Ah, critiques. We need them and we dread them -- both giving and receiving. We want our critique group to push us to do better, but not push us down. We want to help our fellow writers, but we're not always certain what to say or how to say it.
I was fortunate enough this last weekend to be in a small workshop with Kristin Abraham, English Instructor at Laramie County Community College, where she discussed how to offer constructive criticism in a writing group or workshop.
The biggest takeaway for me was that a whole heap of praise is needed for every criticism. Many things are right with every piece. The act of putting it down on paper is an act of creation and personal expression that has value.
With that, here was what she taught us:
- Remember why you are there: To help and support fellow writers as they create.
- Don't forget the PRAISE: For everyone's success, it's important to share what works well and what makes the person a unique and strong writer. The PQS format is a good one: Praise, Question, Suggest, in that order. Often the suggestions will flow naturally from the questions, and that final step may not be entirely necessary.
- Speak in terms of the piece, not the author: What is the poem or essay or story trying to do, not what the author is trying to do. The critique is not of the fellow writer sitting in front of you. It is a critique of different aspects in one particular piece of writing. It is not a judgement of the writer's existence as a writer. (Note to self: Also good to remember when accepting critiques.)

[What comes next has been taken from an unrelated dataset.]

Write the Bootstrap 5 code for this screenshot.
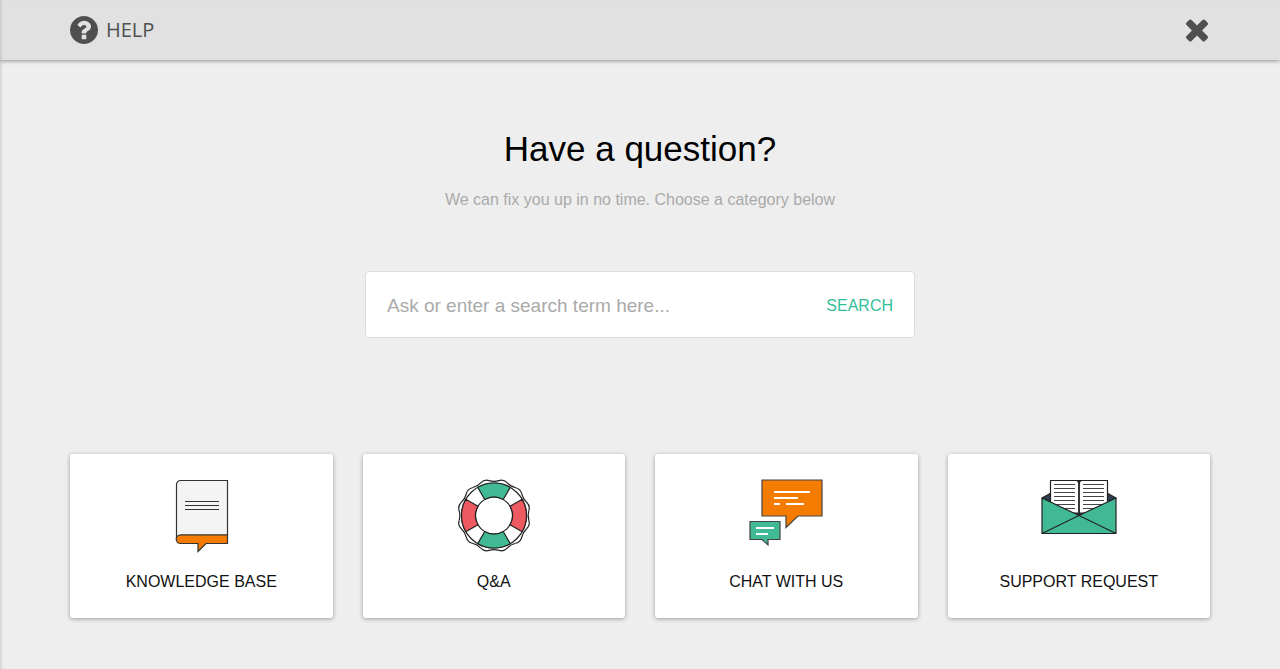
<!DOCTYPE html>
<html lang="en">
<head>
<meta charset="utf-8">
<meta name="viewport" content="width=device-width, initial-scale=1">
<title>Help</title>
<link href="https://cdn.jsdelivr.net/npm/bootstrap@5.3.0/dist/css/bootstrap.min.css" rel="stylesheet">
<style>
  body { background: #eee; color: #000; font-family: "Liberation Sans", Arial, sans-serif; min-height: 100vh; box-shadow: inset 3px 0 3px -2px rgba(0,0,0,.15); }
  .container { --bs-gutter-x: 30px; max-width: 1170px; }
  .help-bar { background: #e1e1e1; height: 60px; box-shadow: 0 1px 4px rgba(0,0,0,.4), inset 3px 0 3px -2px rgba(0,0,0,.15); }
  .help-title { font-family: "Open Sans", sans-serif; font-size: 20px; line-height: 28px; color: #4f4f4f; padding-bottom: 1px; }
  .close-help { color: #4f4f4f; line-height: 0; }
  .intro { padding-top: 67px; }
  .intro h1 { font-size: 35px; line-height: 44px; margin-bottom: 17px; }
  .intro p { font-size: 16px; line-height: 24px; color: #aaa; margin-bottom: 59px; }
  .search-box { max-width: 550px; height: 67px; background: #fff; border: 1px solid #ddd; border-radius: 4px; padding: 2px 21px 0; margin-bottom: 116px; }
  .search-box input, .search-box input:focus { background: transparent; font-size: 19px; line-height: 24px; box-shadow: none; }
  .search-box input::placeholder { color: #aaa; opacity: 1; }
  .search-box button { color: #32be99; font-size: 16px; }
  .topics { --bs-gutter-x: 30px; --bs-gutter-y: 30px; }
  .topic { background: #fff; color: #111; border-radius: 3px; padding: 25px 15px 24px; font-size: 16px; line-height: 24px; box-shadow: 0 1px 4px rgba(0,0,0,.35); }
  .topic svg { margin-bottom: 16px; }
</style>
</head>
<body>
<header class="help-bar">
  <div class="container h-100 d-flex align-items-center justify-content-between">
    <div class="d-flex align-items-center gap-2 help-title">
      <svg width="28" height="28" viewBox="128 128 1536 1536" fill="currentColor" aria-hidden="true"><path fill-rule="evenodd" d="M1024 1376v-192q0-14-9-23t-23-9h-192q-14 0-23 9t-9 23v192q0 14 9 23t23 9h192q14 0 23-9t9-23zM1280 704q0-88-55.500-163t-138.500-116-170-41q-243 0-371 213-15 24 8 42l132 100q7 6 19 6 16 0 25-12 53-68 86-92 34-24 86-24 48 0 85.500 26t37.500 59q0 38-20 61t-68 45q-63 28-115.500 86.500t-52.500 125.500v36q0 14 9 23t23 9h192q14 0 23-9t9-23q0-19 21.500-49.500t54.500-49.500q32-18 49-28.500t46-35 44.500-48 28-60.500 12.500-81zM1664 896q0 209-103 385.500t-279.500 279.500-385.500 103-385.500-103-279.500-279.500-103-385.500 103-385.500 279.500-279.500 385.500-103 385.500 103 279.500 279.500 103 385.500z"/></svg>
      <span>HELP</span>
    </div>
    <button type="button" class="close-help btn p-0 border-0" aria-label="Close"><svg width="26" height="26" viewBox="194 230 1404 1404" fill="currentColor"><path d="M1490 1322q0 40-28 68l-136 136q-28 28-68 28t-68-28l-294-294-294 294q-28 28-68 28t-68-28l-136-136q-28-28-28-68t28-68l294-294-294-294q-28-28-28-68t28-68l136-136q28-28 68-28t68 28l294 294 294-294q28-28 68-28t68 28l136 136q28 28 28 68t-28 68l-294 294 294 294q28 28 28 68z"/></svg></button>
  </div>
</header>
<main class="container pb-5">
  <section class="intro text-center">
    <h1 class="fw-light">Have a question?</h1>
    <p>We can fix you up in no time. Choose a category below</p>
  </section>
  <form class="search-box d-flex align-items-center mx-auto">
    <input type="text" class="form-control border-0 p-0" placeholder="Ask or enter a search term here..." aria-label="Search term">
    <button type="submit" class="btn p-0 border-0">SEARCH</button>
  </form>
  <nav class="row row-cols-1 row-cols-sm-2 row-cols-lg-4 topics" aria-label="Help topics">
    <div class="col"><a href="#" class="topic d-flex flex-column align-items-center text-decoration-none">
      <svg width="76" height="75" viewBox="0 0 76 75" aria-hidden="true" stroke="#333" stroke-width="1.200">
        <path d="M13.500 60V5.500a4 4 0 0 1 4-4H64.500V56H17.500z" fill="#f4f4f4"/>
        <path d="M17.500 56H64.500V64.500H43L35 72.500V64.500H17.500a4.250 4.250 0 0 1 0-8.500z" fill="#f57c00"/>
        <path d="M22 22.500h34M22 26.500h34M22 30.500h34"/>
      </svg>
      <span>KNOWLEDGE BASE</span></a></div>
    <div class="col"><a href="#" class="topic d-flex flex-column align-items-center text-decoration-none">
      <svg width="76" height="75" viewBox="-38 -36.500 76 75" overflow="visible" aria-hidden="true" stroke="#222" stroke-width="1.200" fill="none">
        <defs>
          <path id="rope" d="M-4.870-34.860Q0-33.400 4.870-34.860Q9.730-36.320 13.220-32.620"/>
          <path id="band" d="M-16.250-28.150A32.500 32.500 0 0 1 16.250-28.150L9.250-16.020A18.500 18.500 0 0 0-9.250-16.020z"/>
        </defs>
        <use href="#rope"/><use href="#rope" transform="rotate(30)"/><use href="#rope" transform="rotate(60)"/><use href="#rope" transform="rotate(90)"/><use href="#rope" transform="rotate(120)"/><use href="#rope" transform="rotate(150)"/><use href="#rope" transform="rotate(180)"/><use href="#rope" transform="rotate(210)"/><use href="#rope" transform="rotate(240)"/><use href="#rope" transform="rotate(270)"/><use href="#rope" transform="rotate(300)"/><use href="#rope" transform="rotate(330)"/>
        <circle r="32.500" fill="#fff"/>
        <circle r="18.500"/>
        <use href="#band" fill="#41b995"/><use href="#band" fill="#41b995" transform="rotate(180)"/>
        <use href="#band" fill="#ee5a62" transform="rotate(90)"/><use href="#band" fill="#ee5a62" transform="rotate(270)"/>
      </svg>
      <span>Q&amp;A</span></a></div>
    <div class="col"><a href="#" class="topic d-flex flex-column align-items-center text-decoration-none">
      <svg width="76" height="75" viewBox="0 0 76 75" aria-hidden="true" stroke="#444" stroke-width="1.200">
        <path d="M14 1H74V37H50L38 48.500V37H14z" fill="#f57c00"/>
        <path d="M2 42.500H32V60.500H20V66L14 60.500H2z" fill="#41b995"/>
        <path d="M26 13h36M26 19h24M26 25h6M38 25h18M8 49h18M8 55h12" stroke="#fff" stroke-width="2"/>
      </svg>
      <span>CHAT WITH US</span></a></div>
    <div class="col"><a href="#" class="topic d-flex flex-column align-items-center text-decoration-none">
      <svg width="76" height="75" viewBox="0 0 76 75" aria-hidden="true" stroke="#222" stroke-width="1.200" stroke-linejoin="round">
        <path d="M1 19L10 14H66L75 19L38 38z" fill="#2c3e50"/>
        <path d="M9.500 1.500H66.500V34H9.500z" fill="#fff"/>
        <path d="M36 1.500H40L38 4z" fill="#222"/>
        <path d="M38 3V36" stroke-width="1.800"/>
        <path d="M13 5.500h21M13 9.500h21M13 13.500h21M13 17.500h21M13 21.500h21M13 25.500h21M13 29.500h21M42 5.500h21M42 9.500h21M42 13.500h21M42 17.500h21M42 21.500h21M42 25.500h21M42 29.500h21" stroke="#444"/>
        <path d="M1 19L38 36.500L75 19V54.500H1z" fill="#41b995"/>
        <path d="M1 54.500L38 36.500L75 54.500" fill="none"/>
      </svg>
      <span>SUPPORT REQUEST</span></a></div>
  </nav>
</main>
<script src="https://cdn.jsdelivr.net/npm/bootstrap@5.3.0/dist/js/bootstrap.bundle.min.js"></script>
</body>
</html>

- Don't harp on it: If you agree with one person's question or suggestion, it is enough to say you agree and move on. The writer heard it the first time. Repetition is not needed nor, worse yet, an extended conversation that yes, yes, we all agree this is a problem and this and this and this is why. Two exceptions: 1) if it is a debate where members of the group disagree as to whether it works or not, OR 2) if you are agreeing with the praise. Keep praising.
- Don't forget that the author is in the room: Don't get SO caught up in the debate that you are forgetting the intended goal: to help and support fellow writers.
- Emphasize your perspective: It may sound counter-intuitive, but the best way to critique is to put the focus on yourself, as in your reaction to the piece. This is one situation where "Me! Me! Me!" is actually the most considerate approach. It is more constructive to say, "This confused me," than to say, "This is confusing."
- Avoid overload: Don't feel the need to point out every single thing you think could be improved. If their sentences are too long, point out one or two examples. Don't mark every instance all the way down the page. Again, an exception: you cannot overload praise. Keep praising.
- Be specific: If you liked the imagery in a poem, point out a specific image that struck you particularly. If you felt as if certain areas could be tightened, point out a few specific examples (but see #7 and reel yourself in.) Generalities can be overwhelming and can give the writer no starting point.
- Be flexible and open: Be willing to modify your commentary and change your mind. This helps you to embrace your personal perspective (see #6) and stick to the point of the group (see #1).
- Relate the piece to your own writing: Saying "I've done that before," or "I ran into the same issue in my writing," reduces any air of superiority and again (Did we mention #6?) helps emphasize your perspective. Your fellow writer may be more receptive if he or she feels as if you have something in common.
I know my temptation is always to pull the weeds first, when what I really need to prioritize is admiring the flowers. I'm reasonably certain (OK, 100% certain) that I've inflicted some unfortunate critiques on others. I look forward to taking Kristin's principles and doing a better job of helping and supporting my fellow writers in the future.
Kristin Abraham is the author of The Disappearing Cowboy Trick (Horse Less Press, 2013) and two chapbooks: Little Red Riding Hood Missed the Bus (Subito Press, 2008) and Orange Reminds You of Listening (Elixir Press, 2006). Her poetry and lyric essays have appeared in numerous publications, including Best New Poets 2005, Columbia Poetry Review, LIT, and American Letters & Commentary. She teaches at a community college in Wyoming, and lives in Colorado, where she serves as editor-in-chief and poetry editor of the literary magazine Spittoon.